Manufacturer: Bauscher Brothers
User: The Tip Top Inn
Date of demitasse cup: 1930
Notes: The Pullman building, which opened in 1884, was located on the corner of Adams and Michigan in Chicago, Ill. It was a large, ten-story building with turrets and a light well, designed by Solon Berman. There were shops on the first floor, the Pullman Offices, Army Headquarters of the Division of the Missouri, various offices, even residences.
For many years the Tip Top Inn occupied the top floors. Founded by Prussian born, Adolph Hieronymus, for over 30 years the Tip Top Inn was one of Chicago's great restaurants. The restaurant itself was divided into several dining rooms: The French Room, Nursery, Colonial Room, Charles Dickens Room, Flemish Room, Garden Room, and the Whist Room; each with their own special decoration. "In two of the rooms there is music from stringed orchestras. Service at the hands of polite colored waiters is perfection."

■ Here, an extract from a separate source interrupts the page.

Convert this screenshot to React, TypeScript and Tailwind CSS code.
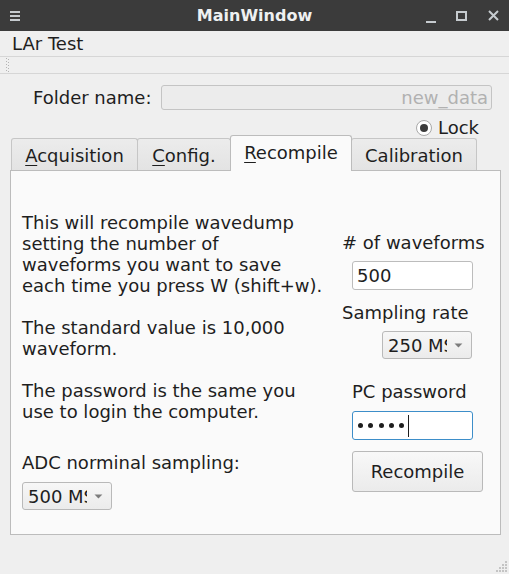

Here is what Wallace Rice wrote about the Tip Tip Inn in his chapter on Chicago hotels and restaurants, appearing in "Chicago and its Makers," by Paul Gilbert and Charles Lee Bryson: "Especially worthy of note because it has survived happily and prosperously into the living present (1930) is the Tip Top Inn, conducted for many years by Adolph Hieronymus on the uppermost floors of the Pullman Building. Originally known as the Albion Cafe, it was taken over in 1893 by its present proprietor, who was an apprentice under two of the greatest chefs the city has known, William Thomann, of the Tremont House, and Joseph Seil, of the Palmer House."
The Pullman Building was demolished in 1958.
Sources:
Chicago and Its Makers: A narrative of events from the day of the first white man to the inception of the Second World's Fair, by authors Paul T. Gilbert, Charles Lee Bryson, Wallace Rice and collaborator Caroline M. McIlvaine; Publisher: Felix Mendelsohn, 1929
Dining in Chicago, by John Drury, Copyright 1931
Chuckman's Collection: Chicago Postcards Volume 12
White body demitasse cup topmarked with the Tip Top Inn logo, featuring a black wrought iron hanger with two lanterns in black and deep red, and a sign that says: The Tip Top Inn in red.